### EXTRACTED DATA

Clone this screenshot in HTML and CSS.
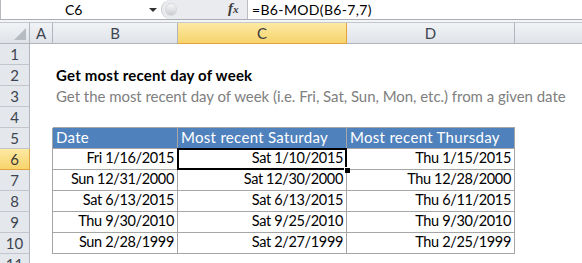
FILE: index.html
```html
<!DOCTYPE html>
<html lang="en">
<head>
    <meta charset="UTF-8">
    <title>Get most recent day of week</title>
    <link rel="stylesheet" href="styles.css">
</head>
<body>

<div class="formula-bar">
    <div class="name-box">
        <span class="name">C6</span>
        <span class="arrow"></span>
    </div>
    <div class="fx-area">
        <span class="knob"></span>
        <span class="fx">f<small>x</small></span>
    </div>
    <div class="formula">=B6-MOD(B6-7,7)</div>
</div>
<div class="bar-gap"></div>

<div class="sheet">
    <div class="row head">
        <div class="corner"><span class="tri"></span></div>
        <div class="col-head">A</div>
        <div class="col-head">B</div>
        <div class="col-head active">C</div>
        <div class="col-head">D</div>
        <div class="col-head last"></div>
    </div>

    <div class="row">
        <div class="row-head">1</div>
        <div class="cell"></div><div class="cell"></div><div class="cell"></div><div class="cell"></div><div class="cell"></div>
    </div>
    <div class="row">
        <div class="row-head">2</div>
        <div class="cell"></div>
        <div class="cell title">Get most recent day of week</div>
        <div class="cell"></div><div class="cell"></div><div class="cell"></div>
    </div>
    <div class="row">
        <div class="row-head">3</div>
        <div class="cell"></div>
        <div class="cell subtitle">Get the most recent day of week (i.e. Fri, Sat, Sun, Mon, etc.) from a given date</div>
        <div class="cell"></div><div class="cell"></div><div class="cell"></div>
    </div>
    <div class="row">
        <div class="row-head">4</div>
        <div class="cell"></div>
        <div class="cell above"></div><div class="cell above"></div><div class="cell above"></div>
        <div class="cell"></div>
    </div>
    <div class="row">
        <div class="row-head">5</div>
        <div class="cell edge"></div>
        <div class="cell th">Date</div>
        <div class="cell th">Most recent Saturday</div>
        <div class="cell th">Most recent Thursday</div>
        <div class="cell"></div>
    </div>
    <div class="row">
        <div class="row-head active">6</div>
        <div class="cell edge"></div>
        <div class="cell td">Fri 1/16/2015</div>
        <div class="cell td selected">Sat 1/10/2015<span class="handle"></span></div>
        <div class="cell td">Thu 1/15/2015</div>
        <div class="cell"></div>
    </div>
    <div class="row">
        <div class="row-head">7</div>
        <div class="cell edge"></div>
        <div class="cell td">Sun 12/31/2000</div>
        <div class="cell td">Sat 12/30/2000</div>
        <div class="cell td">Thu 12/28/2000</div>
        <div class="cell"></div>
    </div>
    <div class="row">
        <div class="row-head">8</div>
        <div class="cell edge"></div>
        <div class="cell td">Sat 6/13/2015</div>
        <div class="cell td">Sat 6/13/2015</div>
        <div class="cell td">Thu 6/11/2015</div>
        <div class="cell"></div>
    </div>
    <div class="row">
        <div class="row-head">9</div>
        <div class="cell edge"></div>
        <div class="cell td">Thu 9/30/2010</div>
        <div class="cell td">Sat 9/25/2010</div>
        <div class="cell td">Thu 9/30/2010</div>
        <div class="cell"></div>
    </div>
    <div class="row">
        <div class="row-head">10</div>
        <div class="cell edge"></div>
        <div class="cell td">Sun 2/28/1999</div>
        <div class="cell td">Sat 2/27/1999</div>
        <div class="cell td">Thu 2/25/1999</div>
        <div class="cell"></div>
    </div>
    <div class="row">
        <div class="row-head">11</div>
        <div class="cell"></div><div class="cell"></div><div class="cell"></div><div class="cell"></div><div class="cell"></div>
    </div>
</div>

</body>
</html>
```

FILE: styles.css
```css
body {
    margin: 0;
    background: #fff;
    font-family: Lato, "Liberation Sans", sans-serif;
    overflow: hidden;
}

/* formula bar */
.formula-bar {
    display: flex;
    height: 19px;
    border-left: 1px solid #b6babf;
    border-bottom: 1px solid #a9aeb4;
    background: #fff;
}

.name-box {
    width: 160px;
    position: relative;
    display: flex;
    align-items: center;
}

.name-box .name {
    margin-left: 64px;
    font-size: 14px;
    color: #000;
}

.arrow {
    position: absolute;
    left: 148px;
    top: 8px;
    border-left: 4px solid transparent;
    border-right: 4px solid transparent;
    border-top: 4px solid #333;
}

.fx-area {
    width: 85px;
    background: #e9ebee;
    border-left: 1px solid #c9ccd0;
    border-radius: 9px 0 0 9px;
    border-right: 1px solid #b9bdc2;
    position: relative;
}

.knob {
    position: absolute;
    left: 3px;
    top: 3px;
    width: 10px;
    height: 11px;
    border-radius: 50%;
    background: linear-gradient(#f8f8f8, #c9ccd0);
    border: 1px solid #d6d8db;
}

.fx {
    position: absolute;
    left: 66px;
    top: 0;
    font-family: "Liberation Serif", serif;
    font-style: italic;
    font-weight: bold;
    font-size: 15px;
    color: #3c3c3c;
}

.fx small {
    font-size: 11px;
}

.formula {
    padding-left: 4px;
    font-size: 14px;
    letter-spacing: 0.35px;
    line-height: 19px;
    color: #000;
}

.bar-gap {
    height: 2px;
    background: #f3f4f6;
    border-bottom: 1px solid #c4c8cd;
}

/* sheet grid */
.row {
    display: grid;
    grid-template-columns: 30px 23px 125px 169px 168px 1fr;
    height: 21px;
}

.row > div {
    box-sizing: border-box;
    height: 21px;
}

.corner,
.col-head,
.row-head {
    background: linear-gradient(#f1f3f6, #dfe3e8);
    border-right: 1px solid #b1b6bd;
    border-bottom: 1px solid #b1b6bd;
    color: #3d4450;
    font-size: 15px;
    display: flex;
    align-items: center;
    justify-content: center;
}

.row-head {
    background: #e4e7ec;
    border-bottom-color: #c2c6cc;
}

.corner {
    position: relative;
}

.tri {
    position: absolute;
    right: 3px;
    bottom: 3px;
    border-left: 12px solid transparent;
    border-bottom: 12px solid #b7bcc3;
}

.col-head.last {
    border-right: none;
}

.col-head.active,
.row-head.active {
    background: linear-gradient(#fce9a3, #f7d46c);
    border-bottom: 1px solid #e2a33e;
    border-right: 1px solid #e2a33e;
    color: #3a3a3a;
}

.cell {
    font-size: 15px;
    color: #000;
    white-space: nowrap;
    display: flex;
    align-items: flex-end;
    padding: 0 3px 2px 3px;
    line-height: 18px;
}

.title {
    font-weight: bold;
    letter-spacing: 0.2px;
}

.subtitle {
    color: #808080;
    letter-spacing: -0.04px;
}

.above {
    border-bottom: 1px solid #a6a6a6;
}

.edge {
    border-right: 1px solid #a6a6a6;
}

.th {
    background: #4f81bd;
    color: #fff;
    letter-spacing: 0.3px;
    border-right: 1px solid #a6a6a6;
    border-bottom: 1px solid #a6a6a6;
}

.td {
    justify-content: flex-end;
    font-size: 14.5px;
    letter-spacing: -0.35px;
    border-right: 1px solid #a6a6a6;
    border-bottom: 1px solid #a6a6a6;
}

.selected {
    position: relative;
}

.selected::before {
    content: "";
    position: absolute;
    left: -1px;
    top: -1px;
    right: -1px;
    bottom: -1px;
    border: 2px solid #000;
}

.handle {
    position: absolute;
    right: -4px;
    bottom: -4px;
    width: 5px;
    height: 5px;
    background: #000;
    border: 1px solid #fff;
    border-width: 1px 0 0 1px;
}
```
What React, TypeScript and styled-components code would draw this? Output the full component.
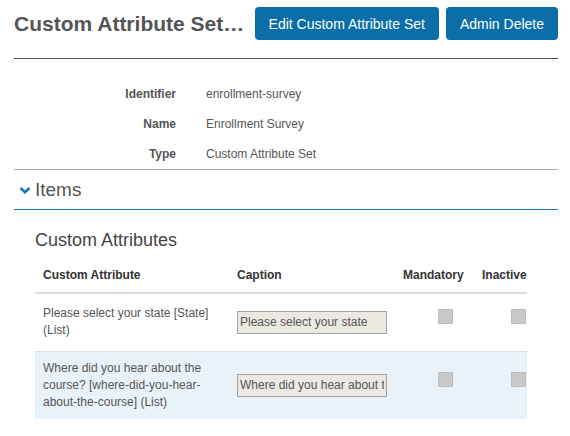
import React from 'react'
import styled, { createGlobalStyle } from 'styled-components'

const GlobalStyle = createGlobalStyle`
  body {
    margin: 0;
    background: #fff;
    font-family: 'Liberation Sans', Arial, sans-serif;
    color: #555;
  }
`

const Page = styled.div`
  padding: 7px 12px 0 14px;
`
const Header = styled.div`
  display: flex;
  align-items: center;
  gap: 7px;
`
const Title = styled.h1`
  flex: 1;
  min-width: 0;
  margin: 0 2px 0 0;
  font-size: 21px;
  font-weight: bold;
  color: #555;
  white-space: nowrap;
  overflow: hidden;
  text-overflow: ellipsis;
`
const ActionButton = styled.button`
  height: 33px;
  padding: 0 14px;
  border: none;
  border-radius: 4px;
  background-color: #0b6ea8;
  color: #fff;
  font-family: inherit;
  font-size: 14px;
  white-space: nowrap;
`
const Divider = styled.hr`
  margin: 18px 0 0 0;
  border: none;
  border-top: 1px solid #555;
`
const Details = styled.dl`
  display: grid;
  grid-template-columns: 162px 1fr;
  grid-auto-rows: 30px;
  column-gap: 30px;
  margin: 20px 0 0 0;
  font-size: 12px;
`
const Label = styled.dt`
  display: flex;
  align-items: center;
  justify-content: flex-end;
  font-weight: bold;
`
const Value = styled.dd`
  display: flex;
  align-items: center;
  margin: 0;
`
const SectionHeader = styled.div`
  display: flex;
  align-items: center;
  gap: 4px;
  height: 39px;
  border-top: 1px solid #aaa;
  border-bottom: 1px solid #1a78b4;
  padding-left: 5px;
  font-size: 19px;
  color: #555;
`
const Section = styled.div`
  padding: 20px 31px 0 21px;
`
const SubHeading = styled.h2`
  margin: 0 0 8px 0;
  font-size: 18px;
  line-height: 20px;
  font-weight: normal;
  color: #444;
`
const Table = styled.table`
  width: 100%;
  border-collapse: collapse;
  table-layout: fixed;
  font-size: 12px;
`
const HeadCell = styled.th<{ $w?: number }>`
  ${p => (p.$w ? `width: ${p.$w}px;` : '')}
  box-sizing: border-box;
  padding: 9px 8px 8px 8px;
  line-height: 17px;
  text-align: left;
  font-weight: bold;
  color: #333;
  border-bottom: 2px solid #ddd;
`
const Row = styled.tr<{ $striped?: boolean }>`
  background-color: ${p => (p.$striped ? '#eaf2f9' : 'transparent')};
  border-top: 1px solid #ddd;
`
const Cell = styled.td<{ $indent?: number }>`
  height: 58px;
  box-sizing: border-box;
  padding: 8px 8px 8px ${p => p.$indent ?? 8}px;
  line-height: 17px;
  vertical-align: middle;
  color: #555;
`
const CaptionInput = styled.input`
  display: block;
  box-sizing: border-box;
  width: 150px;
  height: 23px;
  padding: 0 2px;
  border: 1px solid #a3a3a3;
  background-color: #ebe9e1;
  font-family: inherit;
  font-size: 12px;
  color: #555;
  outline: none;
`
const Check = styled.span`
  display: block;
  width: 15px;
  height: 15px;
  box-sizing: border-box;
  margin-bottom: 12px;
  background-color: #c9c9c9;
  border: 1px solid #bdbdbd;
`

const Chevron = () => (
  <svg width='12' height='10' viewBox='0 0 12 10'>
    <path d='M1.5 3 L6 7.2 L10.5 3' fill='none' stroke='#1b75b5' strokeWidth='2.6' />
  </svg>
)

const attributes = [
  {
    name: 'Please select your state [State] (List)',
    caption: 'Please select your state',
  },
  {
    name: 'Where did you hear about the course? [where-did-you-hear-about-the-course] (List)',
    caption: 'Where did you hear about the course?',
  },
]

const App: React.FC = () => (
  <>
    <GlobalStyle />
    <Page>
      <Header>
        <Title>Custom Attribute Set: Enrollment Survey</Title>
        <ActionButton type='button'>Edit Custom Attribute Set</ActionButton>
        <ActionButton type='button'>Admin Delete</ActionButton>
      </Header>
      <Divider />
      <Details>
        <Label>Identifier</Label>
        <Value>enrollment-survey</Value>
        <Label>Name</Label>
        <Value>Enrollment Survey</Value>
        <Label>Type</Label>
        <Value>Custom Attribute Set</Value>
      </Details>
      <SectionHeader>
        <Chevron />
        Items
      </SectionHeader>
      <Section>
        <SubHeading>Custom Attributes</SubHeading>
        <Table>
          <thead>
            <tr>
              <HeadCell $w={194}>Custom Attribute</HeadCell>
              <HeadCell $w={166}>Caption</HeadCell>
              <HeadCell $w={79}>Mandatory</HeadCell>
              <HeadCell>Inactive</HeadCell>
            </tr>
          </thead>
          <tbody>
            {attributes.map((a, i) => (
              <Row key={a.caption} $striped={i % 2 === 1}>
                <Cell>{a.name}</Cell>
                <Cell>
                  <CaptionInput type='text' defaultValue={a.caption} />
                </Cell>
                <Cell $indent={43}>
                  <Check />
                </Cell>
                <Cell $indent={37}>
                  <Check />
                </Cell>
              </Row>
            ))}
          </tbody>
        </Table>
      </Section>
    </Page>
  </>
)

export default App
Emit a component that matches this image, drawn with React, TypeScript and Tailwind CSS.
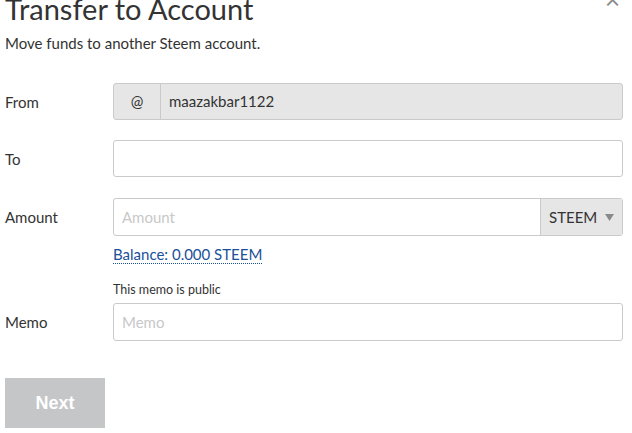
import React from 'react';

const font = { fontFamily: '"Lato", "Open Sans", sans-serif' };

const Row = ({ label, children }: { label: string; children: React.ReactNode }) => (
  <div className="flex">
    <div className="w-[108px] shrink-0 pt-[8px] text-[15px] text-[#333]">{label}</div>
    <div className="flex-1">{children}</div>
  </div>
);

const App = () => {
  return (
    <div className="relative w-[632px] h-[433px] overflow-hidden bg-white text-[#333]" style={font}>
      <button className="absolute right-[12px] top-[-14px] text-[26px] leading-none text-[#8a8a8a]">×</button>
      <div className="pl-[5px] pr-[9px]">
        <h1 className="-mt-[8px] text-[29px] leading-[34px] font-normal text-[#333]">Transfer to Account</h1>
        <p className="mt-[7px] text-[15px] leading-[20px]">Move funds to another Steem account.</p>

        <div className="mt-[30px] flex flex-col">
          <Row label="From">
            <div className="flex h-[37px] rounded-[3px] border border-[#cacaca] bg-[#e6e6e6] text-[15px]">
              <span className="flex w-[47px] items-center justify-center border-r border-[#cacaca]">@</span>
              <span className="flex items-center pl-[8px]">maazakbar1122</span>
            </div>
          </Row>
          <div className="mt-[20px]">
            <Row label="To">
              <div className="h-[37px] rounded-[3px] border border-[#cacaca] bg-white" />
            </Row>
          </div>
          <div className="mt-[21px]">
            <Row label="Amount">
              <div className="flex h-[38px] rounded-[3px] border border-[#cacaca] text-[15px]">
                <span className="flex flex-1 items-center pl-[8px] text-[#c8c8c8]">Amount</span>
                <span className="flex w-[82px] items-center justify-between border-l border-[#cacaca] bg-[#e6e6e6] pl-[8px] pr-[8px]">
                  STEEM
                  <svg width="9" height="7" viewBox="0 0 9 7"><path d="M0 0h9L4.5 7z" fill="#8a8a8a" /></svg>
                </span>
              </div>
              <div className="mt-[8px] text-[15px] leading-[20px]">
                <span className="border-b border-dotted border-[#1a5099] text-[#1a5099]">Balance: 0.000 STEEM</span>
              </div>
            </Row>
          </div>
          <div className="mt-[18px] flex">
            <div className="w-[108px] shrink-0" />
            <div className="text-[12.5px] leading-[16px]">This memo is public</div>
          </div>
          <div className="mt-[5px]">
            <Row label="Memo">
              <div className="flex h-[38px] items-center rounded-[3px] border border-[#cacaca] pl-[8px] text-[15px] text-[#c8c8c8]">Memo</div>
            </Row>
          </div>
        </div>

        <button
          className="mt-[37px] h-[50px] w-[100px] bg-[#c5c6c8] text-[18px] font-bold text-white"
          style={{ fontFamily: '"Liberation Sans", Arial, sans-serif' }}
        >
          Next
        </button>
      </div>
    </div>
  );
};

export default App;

######

→ **DIRECTIONS**
Exactly how many lines in the data above contain the word "React"? Respond with the number and nothing more.

→ **RIGHT ANSWER**
6